Issue (i): Whether the order directing consideration of the liquidator's report and hearing of the respondents could be recalled or set aside in exercise of inherent or review powers.
Analysis: The order sought to be recalled had not been perfected, so the Court retained jurisdiction to reconsider it. However, the power to recall was not to be exercised merely because the liquidator disagreed with the earlier order or feared inconvenience. The order did not finally dispose of the liquidator's request for public examination and preserved the right to pursue that request at the stage of consideration of the report.
Conclusion: The application for recall or review was not made out and the order was not liable to be set aside.
Issue (ii): Whether notice of the date of consideration of the report under the Companies (Court) Rules, 1959 was mandatory and whether the respondents were entitled to be heard before any order for public examination was made.
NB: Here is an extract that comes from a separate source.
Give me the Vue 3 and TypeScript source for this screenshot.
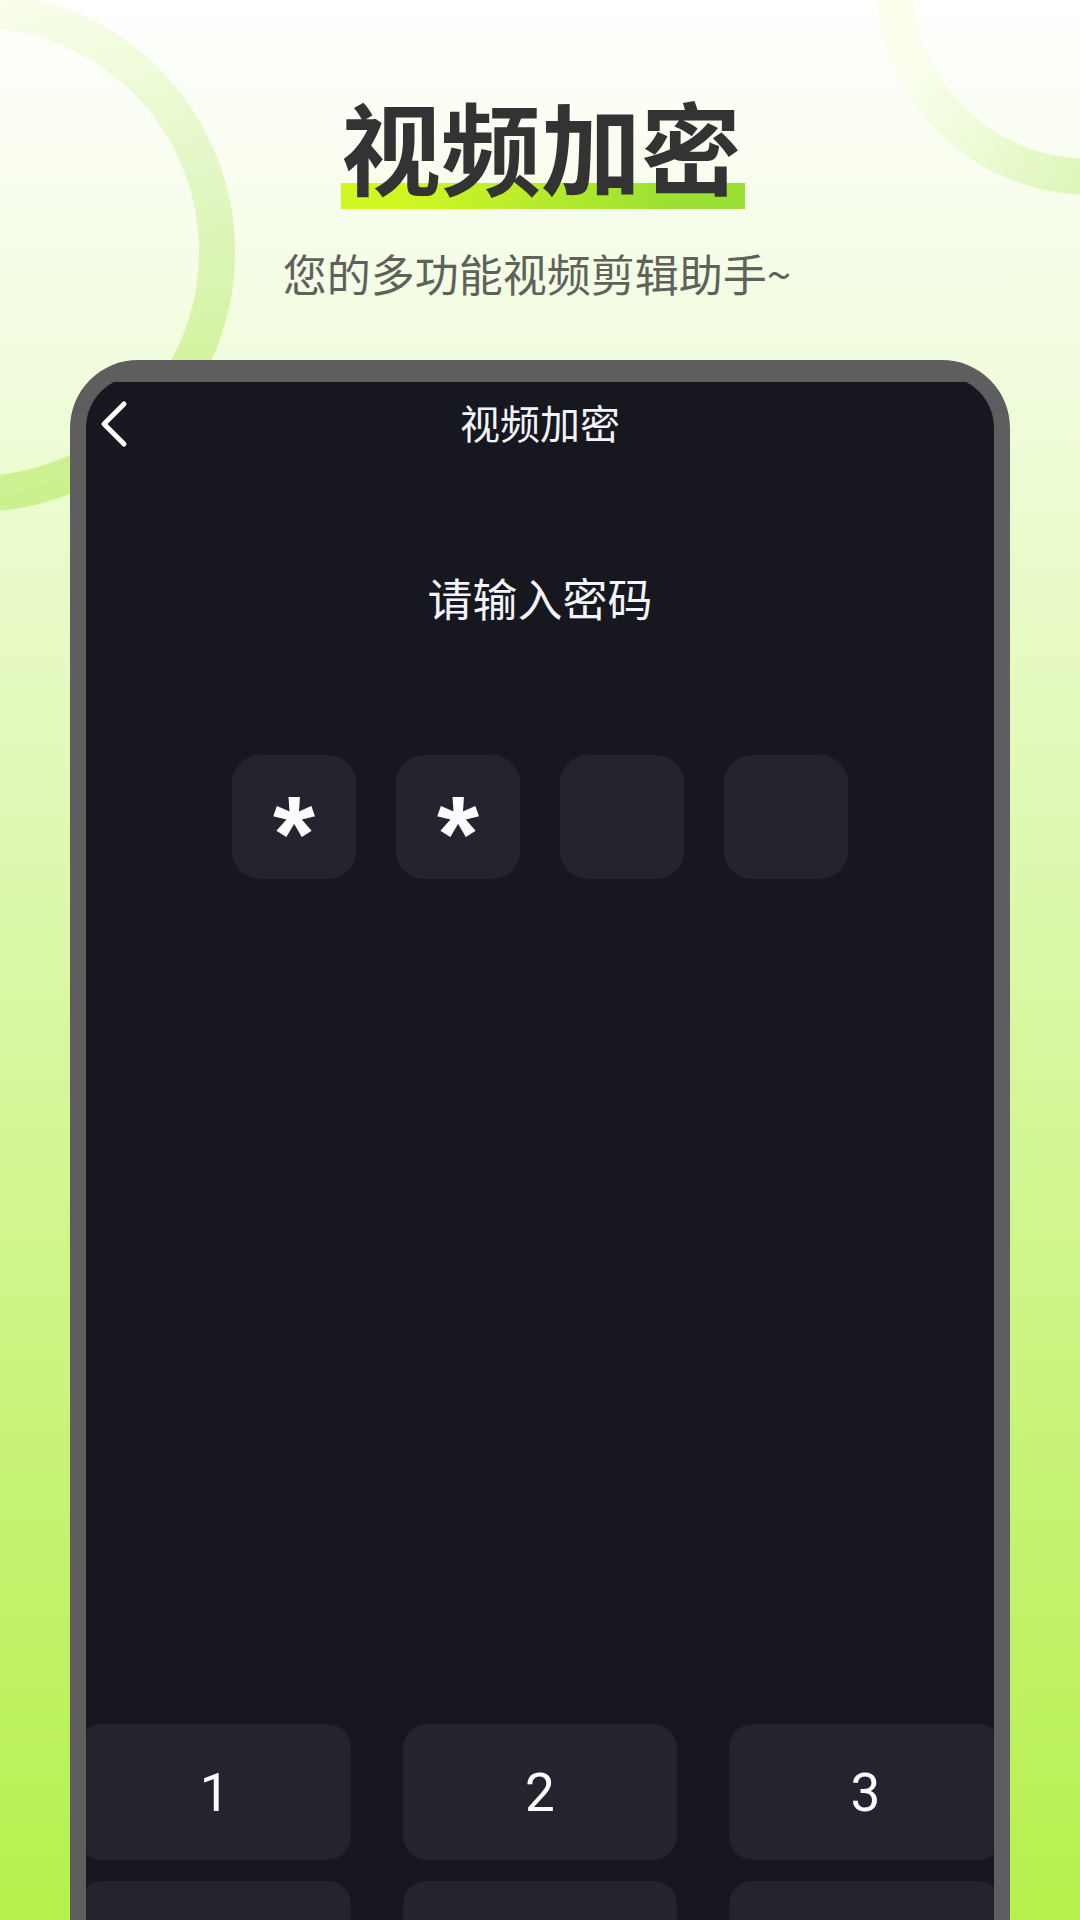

Analysis: Rule 137(2) required the Registrar to notify the date of consideration of the report on the notice board and to the official liquidator. The rule was treated as mandatory and as intended to bring the matter to the notice of persons likely to be affected. The Court held that such persons, when notified, were not to be reduced to silent observers and could seek to be heard and file affidavits. The ex parte character of earlier practice under the former rules did not override the present rule-based notice requirement. The respondents were also entitled, before being publicly examined on allegations of fraud, to challenge the jurisdictional prerequisites for such examination.
Conclusion: Notice under rule 137(2) was mandatory and the respondents were entitled to be heard before the matter proceeded further.
Final Conclusion: The liquidator's challenge failed because the order under attack did not occasion any legal prejudice warranting recall, and the procedural scheme required notice and an opportunity of hearing before public examination was considered.
Ratio Decidendi: Where the procedural rules require notice of consideration of a liquidator's report, the affected persons must be given an effective opportunity of hearing before any order for public examination is made, and an unperfected interlocutory order will not be recalled absent sufficient grounds.